Emre Kongar, Balyoz davasında darbecilerin yargılanmasına o kadar üzülmüştü ki, öfkesini hâlâ çıkartabilmiş değil. Şunu unutturacağını sanabilmesi ise ilginç: “Yetmez ama evet” kampanyası Balyozcuların yargılanmasını sağladı, Emre Kongar gibilerin aralıksız gürültü çıkartmaları yüzünden, bugün Balyozcular serbest. Erdoğan’la kolkolalar. Yerli, milli ve Kürt düşmanlığı geçer akçe bugün. Kongar’ın istediği gibi durum, diğer bir deyişle.
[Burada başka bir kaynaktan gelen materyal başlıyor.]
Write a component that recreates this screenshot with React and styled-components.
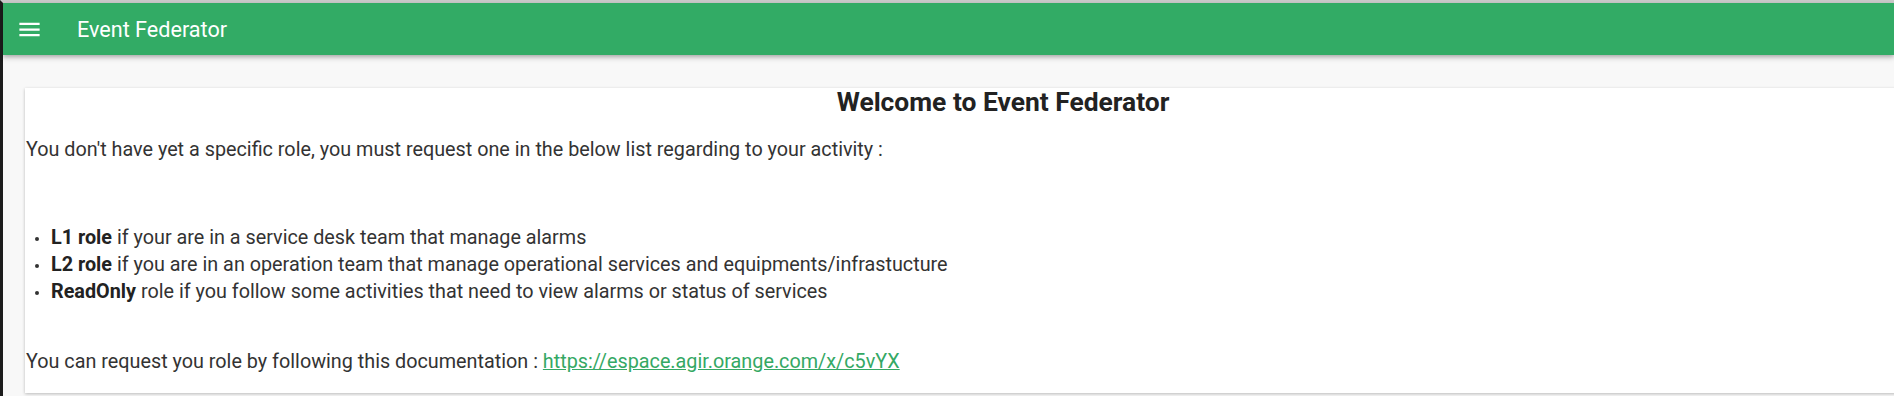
import React from "react";
import styled, { createGlobalStyle } from "styled-components";

const Global = createGlobalStyle`
  html, body { margin: 0; padding: 0; overflow: hidden; }
  body {
    font-family: Roboto, "Liberation Sans", Arial, sans-serif;
    background: #f8f8f8;
    color: #333;
  }
`;

const Frame = styled.div`
  min-height: 396px;
  box-sizing: border-box;
  border-top: 3px solid #c9c9c9;
  border-left: 3px solid #1c1c1c;
  background: #f8f8f8;
`;

const TopBar = styled.header`
  height: 52px;
  background: #32ab65;
  display: flex;
  align-items: center;
  padding-left: 13px;
  box-shadow: 0 2px 4px rgba(0, 0, 0, 0.25), 0 4px 6px rgba(0, 0, 0, 0.08);
  position: relative;
  z-index: 1;
`;

const MenuButton = styled.button`
  width: 27px;
  height: 27px;
  padding: 0;
  border: 0;
  background: none;
  color: #fff;
  display: flex;
  align-items: center;
  justify-content: center;
  cursor: pointer;
`;

const AppTitle = styled.div`
  margin-left: 34px;
  color: #fff;
  font-size: 21.6px;
  font-weight: 400;
`;

const Main = styled.main`
  padding: 33px 0 0 22px;
`;

const Card = styled.section`
  width: 1956px;
  background: #fff;
  box-shadow: 0 1px 3px rgba(0, 0, 0, 0.25);
  padding: 0 0 18px 0;
  font-size: 19.8px;
  line-height: 27px;
`;

const Heading = styled.h2`
  margin: 0 0 20px;
  text-align: center;
  font-size: 26.4px;
  line-height: 28px;
  font-weight: 700;
  color: #222;
`;

const Paragraph = styled.p`
  margin: 0 0 ${(p) => p.$gap || 0}px;
  padding-left: 1px;
`;

const RoleList = styled.ul`
  margin: 0 0 43px;
  padding-left: 26px;
  list-style: none;
`;

const RoleItem = styled.li`
  position: relative;
  &::before {
    content: "";
    position: absolute;
    left: -16px;
    top: 13px;
    width: 4px;
    height: 4px;
    border-radius: 50%;
    background: #333;
  }
  b {
    font-weight: 700;
    color: #222;
  }
`;

const DocLink = styled.a`
  color: #34a864;
  text-decoration: underline;
`;

function MenuIcon() {
  return (
    <svg width="27" height="27" viewBox="0 0 24 24" fill="currentColor">
      <path d="M3 18h18v-2H3v2zm0-5h18v-2H3v2zm0-7v2h18V6H3z" />
    </svg>
  );
}

export default function App() {
  return (
    <>
      <Global />
      <Frame>
        <TopBar>
          <MenuButton aria-label="menu">
            <MenuIcon />
          </MenuButton>
          <AppTitle>Event Federator</AppTitle>
        </TopBar>
        <Main>
          <Card>
            <Heading>Welcome to Event Federator</Heading>
            <Paragraph $gap={61}>
              You don't have yet a specific role, you must request one in the below list regarding to your activity :
            </Paragraph>
            <RoleList>
              <RoleItem>
                <b>L1 role</b> if your are in a service desk team that manage alarms
              </RoleItem>
              <RoleItem>
                <b>L2 role</b> if you are in an operation team that manage operational services and equipments/infrastucture
              </RoleItem>
              <RoleItem>
                <b>ReadOnly</b> role if you follow some activities that need to view alarms or status of services
              </RoleItem>
            </RoleList>
            <Paragraph>
              You can request you role by following this documentation :{" "}
              <DocLink href="#">https://espace.agir.orange.com/x/c5vYX</DocLink>
            </Paragraph>
          </Card>
        </Main>
      </Frame>
    </>
  );
}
Kongar, “yetmez ama evet” diyenlerle uğraşacağına, kendi gazetesiyle hesaplaşsa ya. 7 Haziran seçimlerinden önce Selahattin Demirtaş’la röportaj yapıp, “HDP dışarıdan desteğe sıcak” manşeti atan bir gazeteden bahsediyoruz. CHP’lilerin HDP’nin 7 Haziran seçimlerine parti olarak katılma kararını açıkladığı andan itibaren savundukları iddia. Cumhuriyet, CHP’nin borazanı olarak bu iddiayı, bir “hissiyati” manşete çıkarmıştı. Bugün! CHP’nin “evet” oyuyla HDP’li vekillerin dokunulmazlıkları TBMM gündemine geliyor.
Burada da devreye, aynı gazeteden ikinci bir yazarın “yetmez ama evet” düşmanlığı giriyor. Ayşe Yıldırım, AKP dokunulmazlıkları istediği gibi kaldıramazsa, dokunulmazlıkları kaldırmak için yeni bir anayasa referandumunu gündeme getireceğini, bu anayasa önerisinde seçim barajının kaldırılmasının da yer alacağını ve böylece ikinci bir “yetmez ama evet” hamlesi yapacağını iddia ediyor.
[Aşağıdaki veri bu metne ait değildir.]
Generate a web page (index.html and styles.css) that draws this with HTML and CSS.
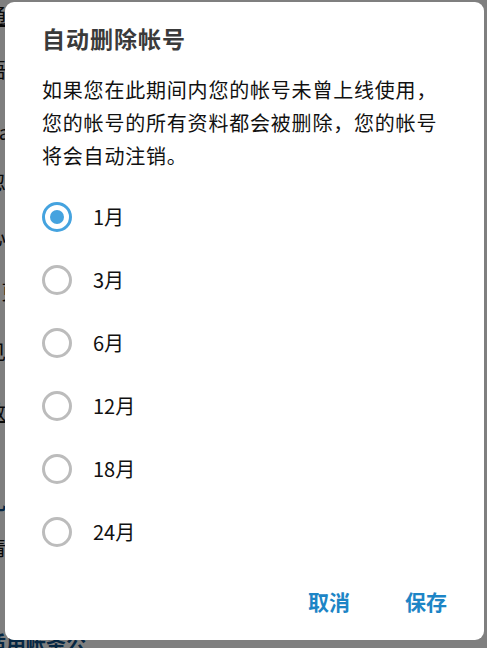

Ayşe Yıldırım’ın, yalancı suçlamasından kurtulmak için tek bir çaresi var: 2010 Anayasa referandumunda, hangi maddenin, dokunulmazlıkları kaldırmakla eş anlamlı olacağını göstermek. Hangi madde, Kongar ve Yıldırım gibi zeki insanların yanında birer aptal kalan “yetmez ama evet”çileri yemlemek için ortaya atıldı? Hangi madde, antidemokratik olduğu apaçık olan başka bir maddeyi gizlemek için kullanıldı?
Utanmazlıkta sınır tanımayanlara son söz: Sizin parti, HDP’li vekillerin dokunulmazlıklarının kaldırılmasına “Evet” oyu verdi. Evet, CHP, Anayasa Komisyonu’nda evet oyu verdi. Bizim yeni bir manevrayla kandırılma ihtimalimiz üzerinde durmadan önce, kasıtlı, Kürt düşmanı, demokrasi karşıtı bir eylemi hayata geçiriyor CHP. Dün yapılan bir referandumla ilgili aynı yalanı tekrarlayarak, bugün Kürt düşmanı bir politikanın aktif parçası olanları aklama çabanız takdire şayan ama yetersiz.